Das Evangelische Wort

Sonntag, 20. 01. 2008,  6.55 Uhr - 7.00 Uhr Österreich 1

 

 

 

von Pfarrer Dr. Christoph Weist

 

 

Auch ich würde mich wehren, wenn Jesus geschmäht würde. Wenn an Biertischen, mit Zeitungskarikaturen oder auf politischen Versammlungen Dinge über ihn behauptet würden, die die einfachsten historischen Tatsachen auf den Kopf stellen oder leugnen. Oder die das, was er wollte und bewirkte, verzerren und ins Lächerliche ziehen.

 

Natürlich würde ich nicht Fahnen verbrennen oder gar Todesdrohungen ausstoßen. Ich würde aber in Wort und Schrift heftig dagegen protestieren, dass das, was mir und vielen anderen zutiefst wichtig ist und mein Leben bestimmt, nämlich der Mann aus Nazareth, der für mich an Gottes Stelle steht, - dass dieser Mann beschimpft, verhöhnt und heruntergemacht wird.

 

Dabei ist mir klar: Das Heilige, d.h. Gott selbst, hat es nicht nötig, von Menschen  verteidigt zu werden. Um Gott und um den, der ihn in der Welt vertritt, muss man sich keine Sorgen machen. Sorgen machen muss man sich um die Menschen, die in ihren Glauben, sei es der christliche oder ein anderer, ihre Hoffnung setzen, und die sich durch offenkundig böswillige Angriffe im Innersten verletzt fühlen. Sie haben es nötig, verteidigt zu werden. Und sie haben das Recht, sich zur Wehr zu setzen.

 

Christinnen und Christen haben damit eine lange Erfahrung. Bereits in der Frühzeit ihres Glaubens gab es solche Angriffe gegen sie, ganz in der Preislage, wie wir sie heute gegen die Anhängerinnen und Anhänger des Islam gerichtet hören.

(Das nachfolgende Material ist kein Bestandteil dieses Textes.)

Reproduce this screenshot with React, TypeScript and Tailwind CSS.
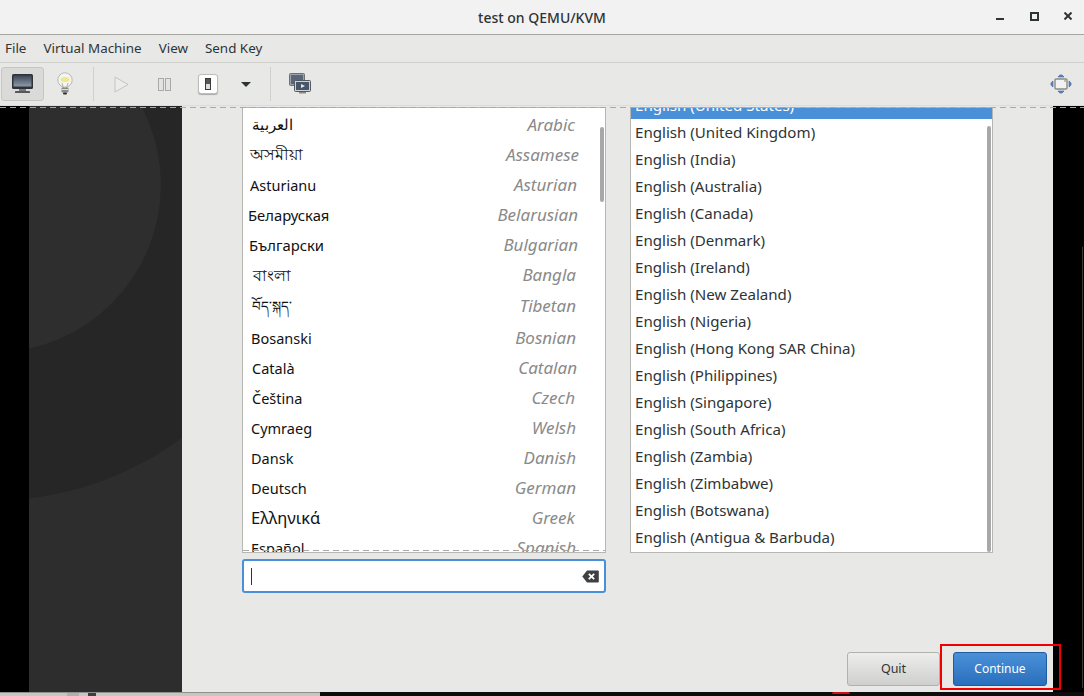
import React from "react";

const menus = ["File", "Virtual Machine", "View", "Send Key"];

const languages = [
  { native: "العربية", english: "Arabic", h: "h-[30px]", pl: "pl-[9px]", pr: "pr-[30px]", size: "text-[15px] -mt-[4px]" },
  { native: "অসমীয়া", english: "Assamese", h: "h-[30px]", pl: "pl-[7px]", pr: "pr-[26px]", size: "text-[16px] -mt-[4px]" },
  { native: "Asturianu", english: "Asturian", h: "h-[30px]", pl: "pl-[7px]", pr: "pr-[28px]", size: "text-[14.5px]" },
  { native: "Беларуская", english: "Belarusian", h: "h-[30px]", pl: "pl-[5px]", pr: "pr-[27px]", size: "text-[14.8px] -mt-[2px]" },
  { native: "Български", english: "Bulgarian", h: "h-[30px]", pl: "pl-[6px]", pr: "pr-[27px]", size: "text-[14.8px] -mt-[2px]" },
  { native: "বাংলা", english: "Bangla", h: "h-[30px]", pl: "pl-[10px]", pr: "pr-[29px]", size: "text-[16px] -mt-[2px]" },
  { native: "བོད་སྐད་", english: "Tibetan", h: "h-[32px]", pl: "pl-[9px]", pr: "pr-[29px]", size: "text-[13.5px] -mt-[2px]" },
  { native: "Bosanski", english: "Bosnian", h: "h-[31px]", pl: "pl-[8px]", pr: "pr-[29px]", size: "text-[14.5px]" },
  { native: "Català", english: "Catalan", h: "h-[30px]", pl: "pl-[9px]", pr: "pr-[28px]", size: "text-[14.5px]" },
  { native: "Čeština", english: "Czech", h: "h-[30px]", pl: "pl-[9px]", pr: "pr-[30px]", size: "text-[14.5px]" },
  { native: "Cymraeg", english: "Welsh", h: "h-[30px]", pl: "pl-[8px]", pr: "pr-[29px]", size: "text-[14.5px]" },
  { native: "Dansk", english: "Danish", h: "h-[30px]", pl: "pl-[8px]", pr: "pr-[29px]", size: "text-[14.5px]" },
  { native: "Deutsch", english: "German", h: "h-[30px]", pl: "pl-[8px]", pr: "pr-[29px]", size: "text-[14.5px]" },
  { native: "Ελληνικά", english: "Greek", h: "h-[30px]", pl: "pl-[8px]", pr: "pr-[30px]", size: "text-[16.5px] -mt-[2px]" },
  { native: "Español", english: "Spanish", h: "h-[30px]", pl: "pl-[8px]", pr: "pr-[29px]", size: "text-[14.5px]" },
];

const locales = [
  "United Kingdom",
  "India",
  "Australia",
  "Canada",
  "Denmark",
  "Ireland",
  "New Zealand",
  "Nigeria",
  "Hong Kong SAR China",
  "Philippines",
  "Singapore",
  "South Africa",
  "Zambia",
  "Zimbabwe",
  "Botswana",
  "Antigua & Barbuda",
];

const dashes =
  "bg-[repeating-linear-gradient(90deg,#a8a8a6_0,#a8a8a6_6px,transparent_6px,transparent_10px)]";

function MonitorIcon() {
  return (
    <svg width="24" height="22" viewBox="0 0 24 22">
      <defs>
        <linearGradient id="scr" x1="0" y1="0" x2="0" y2="1">
          <stop offset="0" stopColor="#3c4656" />
          <stop offset="1" stopColor="#8d99a8" />
        </linearGradient>
      </defs>
      <rect x="1" y="1" width="21" height="15" rx="1.5" fill="#2f3338" />
      <rect x="2.5" y="2.5" width="18" height="11" fill="url(#scr)" />
      <rect x="8" y="16" width="7" height="2" fill="#777" />
      <rect x="4" y="18" width="15" height="2" rx="0.5" fill="#55585c" />
    </svg>
  );
}

function BulbIcon() {
  return (
    <svg width="18" height="24" viewBox="0 0 18 24">
      <circle cx="9" cy="8" r="7.2" fill="#f4f4f0" stroke="#b9b9b4" />
      <ellipse cx="9" cy="7.5" rx="4.5" ry="2.6" fill="#f1e88e" />
      <path d="M6 11 L7.5 16 M12 11 L10.5 16" stroke="#b5b5a8" />
      <rect x="5.5" y="15.5" width="7" height="5" rx="1" fill="#8a8a86" />
      <rect x="5.5" y="17" width="7" height="1" fill="#dddddb" />
      <rect x="7" y="20.5" width="4" height="2" rx="1" fill="#2e2e2e" />
    </svg>
  );
}

function ScreensIcon() {
  return (
    <svg width="22" height="22" viewBox="0 0 22 22">
      <rect x="0.5" y="0.5" width="15" height="12" rx="1" fill="#9aa3ad" stroke="#6d7176" />
      <rect x="2" y="2" width="12" height="9" fill="#5a6675" />
      <rect x="5.5" y="7.5" width="16" height="11" rx="1" fill="#cfd2d4" stroke="#55585c" />
      <rect x="7" y="9" width="13" height="8" fill="#46576c" />
      <path d="M12 11 L16 13 L12 15 Z" fill="#e8e8e7" />
      <rect x="10" y="19" width="7" height="1.5" fill="#8a8a86" />
    </svg>
  );
}

function FullscreenIcon() {
  return (
    <svg width="24" height="22" viewBox="0 0 24 22">
      <path d="M9 4 Q12 -0.5 15 4 Z M9 18 Q12 22.5 15 18 Z" fill="#5f86bf" stroke="#3f659f" strokeWidth="0.6" />
      <path d="M4 8 Q-0.5 11 4 14 Z M20 8 Q24.5 11 20 14 Z" fill="#5f86bf" stroke="#3f659f" strokeWidth="0.6" />
      <rect x="6" y="6" width="12" height="10" rx="1" fill="#f2f2f0" stroke="#8b8b85" strokeWidth="1.4" />
      <rect x="15" y="7" width="2" height="2" fill="#bcbcb8" />
    </svg>
  );
}

function ClearIcon() {
  return (
    <svg width="17" height="13" viewBox="0 0 17 13">
      <path
        fillRule="evenodd"
        d="M5 0.5 H16 a0.8 0.8 0 0 1 0.8 0.8 V11.7 a0.8 0.8 0 0 1 -0.8 0.8 H5 L0.3 6.5 Z M7.5 3.2 L6.2 4.5 L8.2 6.5 L6.2 8.5 L7.5 9.8 L9.5 7.8 L11.5 9.8 L12.8 8.5 L10.8 6.5 L12.8 4.5 L11.5 3.2 L9.5 5.2 Z"
        fill="#3d4144"
      />
    </svg>
  );
}

function Toolbar() {
  return (
    <div className="flex h-[43px] items-center border-b border-[#dcdcda] bg-[#e8e8e7] pl-[1px] pr-[11px]">
      <div className="flex h-[34px] w-[43px] items-center justify-center rounded-[3px] border border-[#c6c6c3] bg-[#dadad8]">
        <MonitorIcon />
      </div>
      <div className="flex w-[41px] justify-center">
        <BulbIcon />
      </div>
      <div className="ml-[8px] h-[34px] w-px bg-[#d0d0cd]" />
      <div className="flex w-[54px] justify-center">
        <svg width="15" height="17" viewBox="0 0 15 17">
          <path d="M1 1 L14 8.5 L1 16 Z" fill="#ecece9" stroke="#c4c4c0" />
        </svg>
      </div>
      <div className="flex w-[33px] justify-center">
        <svg width="13" height="13" viewBox="0 0 13 13">
          <rect x="0.5" y="0.5" width="5" height="12" fill="#e4e4e2" stroke="#a9a9a6" />
          <rect x="7.5" y="0.5" width="5" height="12" fill="#e4e4e2" stroke="#a9a9a6" />
        </svg>
      </div>
      <div className="ml-[17px] flex h-[20px] w-[20px] items-center justify-center rounded-[3px] border border-[#bdbdb9] bg-white shadow-[0_1px_1px_#aaa]">
        <div className="h-[12px] w-[6px] border border-[#3a3a3a] bg-[linear-gradient(#555_0,#555_50%,#ddd_50%)]" />
      </div>
      <div className="ml-[23px] h-0 w-0 border-x-[5px] border-t-[5px] border-x-transparent border-t-[#2e3436]" />
      <div className="ml-[19px] h-[34px] w-px bg-[#d0d0cd]" />
      <div className="ml-[18px]">
        <ScreensIcon />
      </div>
      <div className="ml-auto">
        <FullscreenIcon />
      </div>
    </div>
  );
}

function LanguageList() {
  return (
    <div className="relative h-[446px] overflow-hidden border border-[#b6b6b2] bg-white">
      <div className="pt-[3px]">
        {languages.map((l) => (
          <div key={l.english} className={`flex items-center justify-between ${l.h} ${l.pl} ${l.pr}`}>
            <span className={`${l.size} text-[#111]`}>{l.native}</span>
            <span className="-mt-[2px] text-[17px] italic text-[#8a8a8a]">{l.english}</span>
          </div>
        ))}
      </div>
      <div className="absolute right-[1px] top-[19px] h-[75px] w-[4px] rounded-full bg-[#a8a8a8]" />
      <div className={`absolute inset-x-0 bottom-[1px] h-px ${dashes}`} />
    </div>
  );
}

function LocaleList() {
  return (
    <div className="relative h-[446px] overflow-hidden border border-[#b6b6b2] bg-white">
      <div className="-mt-[16px] flex h-[27px] items-center bg-[#4a90d9] pl-[4px] text-[15.1px] text-white">
        English (United States)
      </div>
      {locales.map((name) => (
        <div key={name} className="flex h-[27px] items-center pl-[4px] text-[15.1px] text-[#2e3436]">
          English ({name})
        </div>
      ))}
      <div className="absolute right-[1px] top-[18px] h-[426px] w-[4px] rounded-full bg-[#a8a8a8]" />
    </div>
  );
}

export default function App() {
  return (
    <div className="relative flex h-[696px] w-[1084px] flex-col overflow-hidden bg-black font-['Noto_Sans',sans-serif]">
      {/* Title bar */}
      <div className="relative flex h-[35px] shrink-0 items-center justify-center border-b border-[#a6a6a1] bg-[#f2f2f2]">
        <span className="text-[14px] font-medium text-[#2e3436]">test on QEMU/KVM</span>
        <div className="absolute right-[12px] top-[12px] flex items-start gap-[25px]">
          <div className="mr-[1px] mt-[6px] h-[2px] w-[8px] bg-[#2e3436]" />
          <div className="h-[9px] w-[9px] border-2 border-[#2e3436]" />
          <svg width="8" height="8" viewBox="0 0 8 8">
            <path d="M0.5 0.5 L7.5 7.5 M7.5 0.5 L0.5 7.5" stroke="#2e3436" strokeWidth="2" />
          </svg>
        </div>
      </div>

      {/* Menu bar */}
      <div className="flex h-[28px] shrink-0 items-center gap-[17px] border-b border-[#cfcfcc] bg-[#e8e8e7] pl-[5px] text-[13.4px] text-[#2e3436]">
        {menus.map((m) => (
          <span key={m}>{m}</span>
        ))}
      </div>

      <Toolbar />

      {/* Guest display */}
      <div className="relative flex min-h-0 flex-1">
        <div className="w-[29px] shrink-0 bg-black" />

        <div className="relative w-[153px] shrink-0 overflow-hidden bg-[#2d2d2d]">
          <svg className="absolute inset-0 h-full w-full" viewBox="0 0 153 587">
            <circle cx="-36" cy="79" r="316" fill="#262626" />
            <circle cx="-36" cy="79" r="168" fill="#2e2e2e" />
          </svg>
        </div>

        <div className="flex min-w-0 flex-1 flex-col bg-[#e8e8e7] pb-[6px] pl-[60px] pr-[6px] pt-[1px]">
          <div className="flex gap-[24px]">
            <div className="w-[364px]">
              <LanguageList />
              <div className="mt-[6px] flex h-[34px] items-center justify-between rounded-[3px] border-2 border-[#4a90d9] bg-white pl-[7px] pr-[5px]">
                <div className="h-[17px] w-px bg-[#2e3436]" />
                <ClearIcon />
              </div>
            </div>
            <div className="w-[363px]">
              <LocaleList />
            </div>
          </div>

          <div className="mt-auto flex justify-end gap-[13px]">
            <button className="h-[34px] w-[93px] rounded-[3px] border border-[#b1b1ad] bg-gradient-to-b from-[#ededec] to-[#cfcfcd] text-[12.5px] text-[#2e3436]">
              Quit
            </button>
            <button className="h-[34px] w-[94px] rounded-[3px] border border-[#1f5c9f] bg-gradient-to-b from-[#4a90d9] to-[#2a6fbb] text-[12px] text-white">
              Continue
            </button>
          </div>
        </div>

        <div className="w-[31px] shrink-0 bg-black" />

        {/* Overlays on the guest display */}
        <div className={`absolute inset-x-0 top-[1px] h-px ${dashes}`} />
        <div className="absolute bottom-[4px] right-[1px] top-[141px] w-px bg-[#3a3a3a]" />
        <div className="absolute bottom-[2px] left-[940px] h-[46px] w-[121px] border-2 border-[#f00000]" />
      </div>

      {/* Strip of the host desktop under the window */}
      <div className="flex h-[4px] shrink-0 items-start">
        <div className="relative h-full w-[320px] border-t border-[#8f8f8c] bg-[#c6c6c4]">
          <div className="absolute left-[67px] h-full w-[12px] bg-[#b0b0ae]" />
          <div className="absolute left-[88px] h-full w-[8px] bg-[#3d3d48]" />
        </div>
        <div className="relative h-full flex-1 bg-[#0d0d0d]">
          <div className="absolute left-[512px] h-[2px] w-[18px] rounded-t-full bg-[#d01010]" />
        </div>
      </div>
    </div>
  );
}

So gab es damals einen Nichtchristen mit Namen Celsus, immerhin ein Philosoph, der den neuen Glauben auch wie einen Tsunami über das römische Reich hereinbrechen sah und die römische "Leitkultur" retten wollte. Über die Gruppe der Christinnen und Christen und über Jesus hat er öffentlich gehöhnt: "Überall findet man dort das Holz des Lebens und die Auferstehung des Fleisches vom Holz, weil, wie ich glaube, ihr Lehrer an ein Kreuz genagelt und von  Beruf Zimmermann war."

 

Solche Verächtlichmachungen führten schnell zu Pogromen und Verfolgungen der Geschmähten und zu Blutvergießen. Im Spiel waren dabei durchaus massive politische Interessen. Und schon damals gab es Stimmen, die sich das nicht gefallen  ließen. Es waren kluge Köpfe, die argumentierten und diskutierten und sogar offizielle Eingaben an die Regierung machten. Sie nannten Unsinn Unsinn und Hass Hass, und sie legten damit den Grundstein dafür, was man die christliche Theologie nennt.

 

Doch sollte sich heute niemand täuschen: Die, die sich jetzt unter lautem Gejohle ihrer Parteigänger gegen die Religion des Islam als Schützer und Wahrer eines christlichen Erbes Europas aufspielen, sind nicht mutige Verteidiger des christlichen Glaubens. Auch geht es ihnen keineswegs darum, über die Wie-du-mir-so-ich-dir-Schiene Zwänge aufzubauen, um in fremden Ländern die Möglichkeit zu schaffen, ungehindert Kirchen zu errichten. Es sind religiös Gleichgültige, die die christliche Tradition für ihre politischen Ziele instrumentalisieren. Und "politisch" heißt -  zumindest in Österreich - immer "macht-politisch".

 

Auch ich würde mich wehren, wenn Jesus geschmäht würde. Darum kann ich alle Angehörigen anderer Religionen verstehen, die sich über Beschimpfungen ihres Glaubens und  seines Verkünders empören. Und ich freue mich, dass meine Evangelische Kirche an ihre Seite getreten ist und rechtliche Schritte eingeleitet hat. Denn es gibt keine Ausrede: Solche Beschimpfungen sind persönlich gemeint und treffen Personen.

 

Im Matthäusevangelium sagt Jesus tröstend: "Selig seid ihr, wenn euch die Menschen um meinetwillen schmähen und verfolgen und reden allerlei Übles gegen euch, wenn sie damit lügen." (Mt 5,11)

 

Ja, sie lügen, wenn auch über eine andere Religion, den Islam. Das tut auch den Anhängern des Zimmermannssohnes weh. Und wenn sie hören, es werde nach Lage der Dinge in unserem Land  voraussichtlich noch schlimmer werden, beginnen sie sich zu fragen: Heute der Islam - morgen mein Glaube?